Now after this phase, i came to the final phase, or i that's what i thought. This was the anti-detection phase, trying my best to make the tool as silent as possible and try to make it go undetected by IDSs and WAFs. The first thing i did was to implement some spoofing methods. The reason why recon scripts or bot scripts in general get caught by WAFs or IDSs is because modern WAFs and IDSs are awfully good at scanning the user(or the script) to find if they have 'natural' headers or the timing in using processes. And as y'all clearly know, a headless script scraping a page wouldn't have a header looking like: User-Agent: Mozilla/5.0 (Windows NT 10.0; Win64; x64) AppleWebKit/537.36 (KHTML, like Gecko) Chrome/120.0.0.0 Safari/537.36, not like User-Agent: axios/1.6.0 Node.js/v20.10.0, so what i did was that, i made TrufflePigg reference a pretty extensive pre-defined BROWSER_PROFILES. When a request initializes, it selects a browser environment profile at random and attaches matching, granular metadata parameters to keep the transaction fingerprint consistent.
// Realized header map generated during request builds const req = client.request({ [HTTP2_HEADER_METHOD]: options.method || 'GET', [HTTP2_HEADER_PATH]: url.pathname + url.search, [HTTP2_HEADER_SCHEME]: url.protocol.replace(':', ''), [HTTP2_HEADER_AUTHORITY]: url.hostname, [HTTP2_HEADER_USER_AGENT]: profile.ua, // Client Hints injection mapping: 'sec-ch-ua': profile.ch['sec-ch-ua'], 'sec-ch-ua-mobile': profile.ch['sec-ch-ua-mobile'], 'sec-ch-ua-platform': profile.ch['sec-ch-ua-platform'], ...getWafEvasionHeaders(), 'accept': 'text/html,application/xhtml+xml,application/xml;q=0.9,*/*;q=0.8', 'accept-language': 'en-US,en;q=0.5', ...options.headers });
The other common thing that detection systems used was, to find out if the user was on HTTP/1.1 or HTTP/2, the reason is that, the legacy 1.1 is actually the default traffic method, and this has proven a lot of times, so most systems are built to flag or block HTTP/1.1 traffic, but HTTP/2 is the configuration used by almost all browsers. Because of that i used Node's native node:http2 library to fool these systems and establish asynchronous, long-lived multiplexed channels. Then i fine-tuned configuration states (enablePush: false, initialWindowSize: 6291456) to mimic the flow control behaviors of standard desktop browsers like Chromium. The next thing i added was a bit more paranoid but kinda essential, it was that i added a feature of routing all the traffic, all except for the ones which talks with the external source APIs, through Tor or a list of proxies, i did this through the SocksClient library. And if that was a bit too much you could also use the --protate feature which routes the traffic through a list of proxies but this is a bit faster option but inevitable less anonymous. i then coded a reverse-proxy header spoofing where the tool calls getWafEvasionHeaders() to supplement outgoing streams with fake routing tracking records. By injecting internal loopback ranges or private network signatures into headers like X-Forwarded-For or True-Client-IP, it attempts to pass traffic through upstream appliances without triggering block rules.

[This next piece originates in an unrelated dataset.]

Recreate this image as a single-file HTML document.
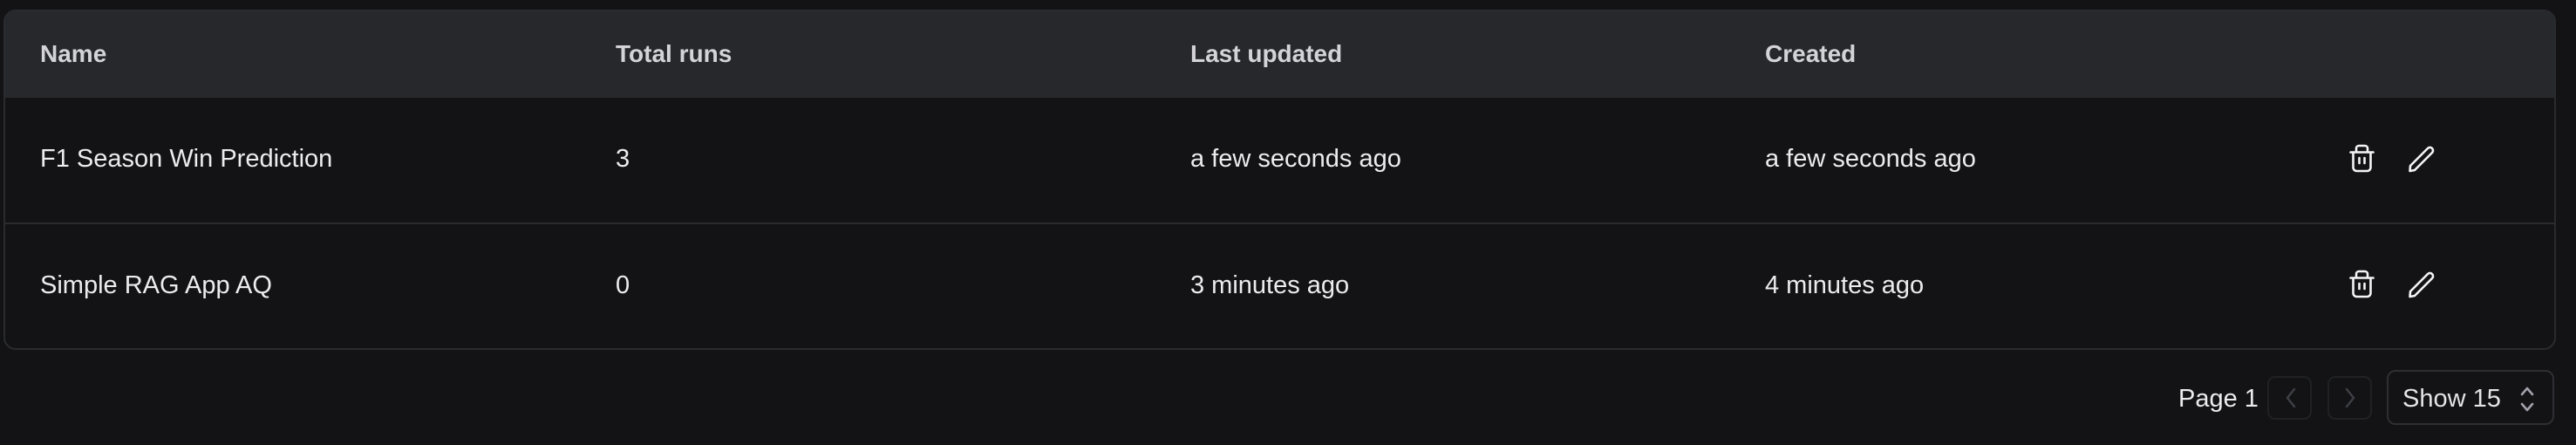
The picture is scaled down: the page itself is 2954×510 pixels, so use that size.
<!DOCTYPE html>
<html><head><style>
html,body{margin:0;padding:0;width:2954px;height:510px;background:#131316;overflow:hidden;font-family:"Liberation Sans",sans-serif;}
.tbl{position:absolute;left:4px;top:11px;width:2923px;height:386px;border:2px solid #2a2b2f;border-radius:14px;overflow:hidden;background:#131316;box-sizing:content-box}
.hdr{position:absolute;left:0;top:0;width:100%;height:99px;background:#27282c}
.div{position:absolute;left:0;top:242px;width:100%;height:2px;background:#2a2b2f}
.t{position:absolute;font-size:28px;white-space:nowrap;line-height:1}
.h{font-weight:bold;color:#d4d4d8;top:35px}
.b{color:#ececef;font-size:29px}
.r1{top:155px}.r2{top:300px}
svg{position:absolute}
.btn{position:absolute;border:2px solid #202125;border-radius:9px;box-sizing:border-box}
</style></head><body>
<div class="tbl">
<div class="hdr"></div>
<div class="div"></div>
<div class="t h" style="left:40px">Name</div>
<div class="t h" style="left:700px">Total runs</div>
<div class="t h" style="left:1359px">Last updated</div>
<div class="t h" style="left:2018px">Created</div>
<div class="t b r1" style="left:40px">F1 Season Win Prediction</div>
<div class="t b r1" style="left:700px">3</div>
<div class="t b r1" style="left:1359px">a few seconds ago</div>
<div class="t b r1" style="left:2018px">a few seconds ago</div>
<div class="t b r2" style="left:40px">Simple RAG App AQ</div>
<div class="t b r2" style="left:700px">0</div>
<div class="t b r2" style="left:1359px">3 minutes ago</div>
<div class="t b r2" style="left:2018px">4 minutes ago</div>
</div>
<svg width="2954" height="510" style="left:0;top:0" fill="none" stroke="#f4f4f5" stroke-width="2.6" stroke-linecap="round" stroke-linejoin="round">
<g id="ic">
<path d="M2695.5 174.5h26M2702 174v-4a3 3 0 0 1 3-3h7a3 3 0 0 1 3 3v4M2698.5 175v17a4 4 0 0 0 4 4h12a4 4 0 0 0 4-4v-17M2705.5 181v6M2711.5 181v6"/>
<path d="M2763.5 196l0.5-6 20-20a3.5 3.5 0 0 1 5 5l-20 20z"/>
</g>
<use href="#ic" y="144"/>
</svg>
<div class="t" style="left:2498px;top:443px;color:#ececef;font-size:29px">Page 1</div>
<div class="btn" style="left:2600px;top:431px;width:51px;height:50px"></div>
<div class="btn" style="left:2669px;top:431px;width:51px;height:50px"></div>
<svg width="2954" height="510" style="left:0;top:0" fill="none" stroke="#3f4046" stroke-width="2.4" stroke-linecap="round" stroke-linejoin="round">
<path d="M2631 446l-8 10 8 10M2691 446l8 10-8 10"/>
</svg>
<div style="position:absolute;left:2737px;top:424px;width:192px;height:63px;border:2px solid #2e2f33;border-radius:10px;box-sizing:border-box"></div>
<div class="t" style="left:2755px;top:443px;color:#e4e4e7;font-size:29px">Show 15</div>
<svg width="2954" height="510" style="left:0;top:0" fill="none" stroke="#a1a1aa" stroke-width="2.6" stroke-linecap="round" stroke-linejoin="round">
<path d="M2892 452l6-7 6 7M2892 463l6 7 6-7"/>
</svg>
</body></html>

// Header generation logic referenced from utils.js function getWafEvasionHeaders() { const spoofedIps = ['127.0.0.1', 'localhost', '::1', '10.0.0.1', '192.168.1.1']; const randomIp = spoofedIps[Math.floor(Math.random() * spoofedIps.length)]; return { 'X-Forwarded-For': randomIp, 'X-Originating-IP': randomIp, 'X-Remote-IP': randomIp, 'True-Client-IP': randomIp, 'X-Custom-IP-Authorization': randomIp }; }
Then i coded a user-configurable request jitter, where rather than delivering requests at fixed intervals, scanner.js integrates variable timing controls (tstacksleep and sleep methods). During tech-stack analysis and endpoint discovery routines, the system pauses execution using dynamic mathematical ranges (e.g., between 300ms and 900ms) to mirror human surfing behaviors and avoid threshold-based rate limits.

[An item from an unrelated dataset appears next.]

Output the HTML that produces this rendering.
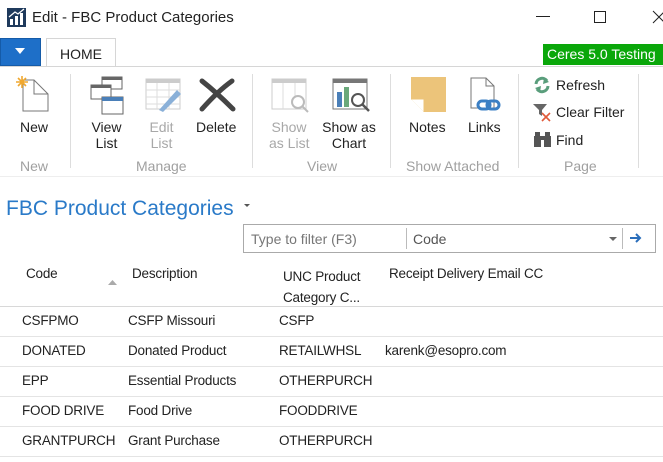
<!DOCTYPE html>
<html><head><style>
*{margin:0;padding:0;box-sizing:border-box}
body{width:663px;height:462px;overflow:hidden;background:#fff;font-family:"Liberation Sans",sans-serif;color:#222;position:relative;font-size:14px}
.a{position:absolute;white-space:nowrap}
.g{color:#a8a8a8}
.lbl{font-size:14px;text-align:center;line-height:16px}
.grp{color:#a0a0a0;font-size:14px}
.sep{position:absolute;top:74px;width:1px;height:94px;background:#ddd}
.rl{position:absolute;left:0;width:663px;height:1px;background:#e4e4e4}
.t{font-size:13.5px;letter-spacing:-0.2px}
</style></head><body>
<svg class="a" style="left:7px;top:8px" width="19" height="19" viewBox="0 0 19 19"><rect width="19" height="19" fill="#1f3a5c"/><rect x="3" y="11" width="3" height="6" fill="#fff"/><rect x="8" y="8" width="3" height="9" fill="#fff"/><rect x="13" y="5" width="3" height="12" fill="#fff"/><path d="M2 9 L8 4 L11 6 L17 1" stroke="#fff" stroke-width="1.3" fill="none"/></svg>
<div class="a" style="left:32px;top:9px;font-size:15px">Edit - FBC Product Categories</div>
<div class="a" style="left:536px;top:16px;width:14px;height:1px;background:#222"></div>
<div class="a" style="left:594px;top:11px;width:12px;height:12px;border:1px solid #222"></div>
<svg class="a" style="left:652px;top:10px" width="12" height="14"><path d="M1 1L13 13M13 1L1 13" stroke="#222" stroke-width="1"/></svg>
<div class="a" style="left:0;top:38px;width:41px;height:28px;background:#1e6fc8;border:1px solid #155ba8"></div>
<svg class="a" style="left:15px;top:48px" width="10" height="7"><path d="M0 0H10L5 6Z" fill="#fff"/></svg>
<div class="a" style="left:46px;top:38px;width:70px;height:29px;border:1px solid #d6d6d6;border-bottom:none;background:#fff"></div>
<div class="a" style="left:60px;top:46px;font-size:14px">HOME</div>
<div class="a" style="left:0;top:66px;width:663px;height:1px;background:#d6d6d6"></div>
<div class="a" style="left:543px;top:44px;width:120px;height:21px;background:#0aa70a;color:#fff;font-size:14px;padding:2px 0 0 4px">Ceres 5.0 Testing</div>
<div class="sep" style="left:70px"></div><div class="sep" style="left:252px"></div><div class="sep" style="left:390px"></div><div class="sep" style="left:518px"></div><div class="sep" style="left:638px"></div>
<div class="a" style="left:0;top:176px;width:663px;height:1px;background:#eee"></div>
<svg class="a" style="left:16px;top:76px" width="34" height="38"><path d="M7 4H18L32 18V35H7Z" fill="#fff" stroke="#777"/><path d="M18 4V18H32" fill="none" stroke="#777"/><g stroke="#f0a830" stroke-width="1.6"><path d="M6 0V12M0 6H12M2 2L10 10M10 2L2 10"/></g></svg>
<div class="a lbl" style="left:20px;top:119px">New</div>
<div class="a grp" style="left:20px;top:158px">New</div>
<svg class="a" style="left:90px;top:76px" width="34" height="40"><rect x="12" y="1" width="20" height="12" fill="#fff" stroke="#666"/><rect x="12" y="1" width="20" height="3" fill="#666"/><rect x="1" y="9" width="20" height="14" fill="#fff" stroke="#666"/><rect x="1" y="9" width="20" height="3" fill="#666"/><rect x="12" y="21" width="21" height="17" fill="#fff" stroke="#666"/><rect x="12" y="21" width="21" height="4" fill="#4a7fb8"/></svg>
<div class="a lbl" style="left:90px;top:119px;width:33px">View<br>List</div>
<svg class="a" style="left:145px;top:78px" width="38" height="36"><rect x="1" y="1" width="34" height="30" fill="#fff" stroke="#ccc"/><rect x="1" y="1" width="34" height="4" fill="#ccc"/><path d="M1 12H35M1 19H35M1 26H35M12 5V31M24 5V31" stroke="#ddd"/><path d="M14 32L32 12L36 16L18 34Z" fill="#8ab0d8"/></svg>
<div class="a lbl g" style="left:148px;top:119px;width:27px">Edit<br>List</div>
<svg class="a" style="left:198px;top:78px" width="40" height="34"><path d="M4 3Q18 14 35 31M34 3Q20 13 4 31" stroke="#444" stroke-width="5" fill="none" stroke-linecap="round"/></svg>
<div class="a lbl" style="left:196px;top:119px">Delete</div>
<div class="a grp" style="left:136px;top:158px">Manage</div>
<svg class="a" style="left:271px;top:78px" width="40" height="36"><rect x="1" y="1" width="34" height="30" fill="#fff" stroke="#ccc"/><rect x="1" y="1" width="34" height="4" fill="#ccc"/><path d="M12 5V31M24 5V31" stroke="#ddd"/><circle cx="27" cy="24" r="6" fill="#fff" stroke="#bbb" stroke-width="2"/><path d="M31 28L37 34" stroke="#bbb" stroke-width="2"/></svg>
<div class="a lbl g" style="left:269px;top:119px;width:40px">Show<br>as List</div>
<svg class="a" style="left:332px;top:78px" width="40" height="36"><rect x="1" y="1" width="34" height="30" fill="#fff" stroke="#777"/><rect x="1" y="1" width="34" height="4" fill="#777"/><rect x="5" y="14" width="5" height="15" fill="#4a7fb8"/><rect x="12" y="9" width="5" height="20" fill="#6aa87a"/><circle cx="26" cy="22" r="6" fill="#fff" stroke="#555" stroke-width="2"/><path d="M30 26L37 33" stroke="#555" stroke-width="2.5"/></svg>
<div class="a lbl" style="left:321px;top:119px;width:56px">Show as<br>Chart</div>
<div class="a grp" style="left:307px;top:158px">View</div>
<svg class="a" style="left:411px;top:77px" width="36" height="36"><path d="M0 0H35V35H13L0 22Z" fill="#ecc47a"/><path d="M0 22H13V35" fill="#fff" stroke="#ecc47a"/></svg>
<div class="a lbl" style="left:409px;top:119px">Notes</div>
<svg class="a" style="left:469px;top:77px" width="36" height="36"><path d="M2 1H17L25 9V31H2Z" fill="#fff" stroke="#777"/><path d="M17 1V9H25" fill="none" stroke="#777"/><rect x="9" y="24" width="12" height="8" rx="4" fill="none" stroke="#3b7fc4" stroke-width="3"/><rect x="18" y="24" width="12" height="8" rx="4" fill="none" stroke="#3b7fc4" stroke-width="3"/></svg>
<div class="a lbl" style="left:468px;top:119px">Links</div>
<div class="a grp" style="left:406px;top:158px">Show Attached</div>
<svg class="a" style="left:533px;top:76px" width="18" height="18"><path d="M3 8A6 6 0 0 1 14 5" stroke="#5a9e7c" stroke-width="3" fill="none"/><path d="M11 2L16 6L10 8Z" fill="#5a9e7c"/><path d="M15 10A6 6 0 0 1 4 13" stroke="#5a9e7c" stroke-width="3" fill="none"/><path d="M7 16L2 12L8 10Z" fill="#5a9e7c"/></svg>
<div class="a" style="left:556px;top:77px">Refresh</div>
<svg class="a" style="left:533px;top:103px" width="20" height="20"><path d="M0 1H14L9 7V13L6 11V7Z" fill="#666"/><path d="M9 10L17 18M17 10L9 18" stroke="#e05a3a" stroke-width="1.6"/></svg>
<div class="a" style="left:556px;top:104px">Clear Filter</div>
<svg class="a" style="left:533px;top:131px" width="19" height="17"><rect x="1" y="5" width="7" height="11" fill="#555"/><rect x="11" y="5" width="7" height="11" fill="#555"/><rect x="2" y="1" width="5" height="5" fill="#555"/><rect x="12" y="1" width="5" height="5" fill="#555"/><rect x="7" y="5" width="5" height="4" fill="#555"/></svg>
<div class="a" style="left:556px;top:132px">Find</div>
<div class="a grp" style="left:564px;top:158px">Page</div>
<div class="a" style="left:6px;top:197px;font-size:21px;color:#2a7ac8">FBC Product Categories</div>
<svg class="a" style="left:244px;top:204px" width="6" height="4"><path d="M0 0H6L3 3Z" fill="#555"/></svg>
<div class="a" style="left:243px;top:224px;width:413px;height:29px;border:1px solid #aaa"></div>
<div class="a" style="left:251px;top:231px;color:#777">Type to filter (F3)</div>
<div class="a" style="left:406px;top:228px;width:1px;height:21px;background:#bbb"></div>
<div class="a" style="left:413px;top:231px;color:#555">Code</div>
<svg class="a" style="left:609px;top:237px" width="8" height="5"><path d="M0 0H8L4 4Z" fill="#666"/></svg>
<div class="a" style="left:622px;top:228px;width:1px;height:21px;background:#bbb"></div>
<svg class="a" style="left:630px;top:233px" width="12" height="10"><path d="M0 5H10M6 1L10 5L6 9" stroke="#2a6ebb" stroke-width="2" fill="none"/></svg>
<div class="a t" style="left:26px;top:266px">Code</div>
<svg class="a" style="left:108px;top:280px" width="9" height="5"><path d="M0 5H9L4.5 0Z" fill="#aaa"/></svg>
<div class="a t" style="left:132px;top:266px">Description</div>
<div class="a t" style="left:283px;top:266px;line-height:21px">UNC Product<br>Category C...</div>
<div class="a t" style="left:389px;top:266px">Receipt Delivery Email CC</div>
<div class="rl" style="top:306px;background:#d8d8d8"></div>
<div class="rl" style="top:336px"></div><div class="rl" style="top:366px"></div><div class="rl" style="top:396px"></div><div class="rl" style="top:426px"></div><div class="rl" style="top:456px"></div>
<div class="a t" style="left:22px;top:313px">CSFPMO</div><div class="a t" style="left:128px;top:313px">CSFP Missouri</div><div class="a t" style="left:279px;top:313px">CSFP</div>
<div class="a t" style="left:22px;top:343px">DONATED</div><div class="a t" style="left:128px;top:343px">Donated Product</div><div class="a t" style="left:279px;top:343px">RETAILWHSL</div><div class="a t" style="left:385px;top:343px">karenk@esopro.com</div>
<div class="a t" style="left:22px;top:373px">EPP</div><div class="a t" style="left:128px;top:373px">Essential Products</div><div class="a t" style="left:279px;top:373px">OTHERPURCH</div>
<div class="a t" style="left:22px;top:403px">FOOD DRIVE</div><div class="a t" style="left:128px;top:403px">Food Drive</div><div class="a t" style="left:279px;top:403px">FOODDRIVE</div>
<div class="a t" style="left:22px;top:433px">GRANTPURCH</div><div class="a t" style="left:128px;top:433px">Grant Purchase</div><div class="a t" style="left:279px;top:433px">OTHERPURCH</div>
</body></html>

And finally(or i thought) i was preparing it for release, first Codeberg, then GitHub and also a GitHub package(npm), why not npm itself? Because npm has this insanely annoying authentication system and is just not my thing. But then i re-checked the code, damn it was 3000-something monolith, i was surprised but didn't think much about maintainability, as i could easily find anything by my mind. So for a final test, i gave the code to some of my friends at the Hacker Webring, a person first checked it and said 'damn this could use a bit of separating', and i already knew i should do something about that, and then after sometime, the maintainer of the ring, Dmi shared their comment, '...it's definitely unmaintainable.' and Jak2k said, 'The code really looks messy and unmaintainable', then i was sure i needed to REALLY modularize it, and in 7-8 hours, i had successfully modularized it into 6 parts; TrufflePigg.js: The interface, argument parsing, and orchestration engine. sniffer.js: Handles low-level TCP/UDP socket connections, banner grabbing, custom protocol payloads (SMB, DBs), and DNS/WHOIS interactions. scanner.js: The brain of the tool. It processes the raw data, identifies honeypots, fuzzes directories, analyzes DOM elements, and hunts for secrets. networker.js: Manages HTTP/2 connections, Tor routing, SOCKS5 proxy rotation, and TLS fingerprint evasion. utils.js: Contains string manipulation, entropy calculations, similarity algorithms, and humanized request header generation. data.js: Stores technology signatures, common ports, WAF identifiers, regex patterns for secrets, and byte-level payloads for infrastructure probes.
And with all that I PUSHED THE CODE. Nice.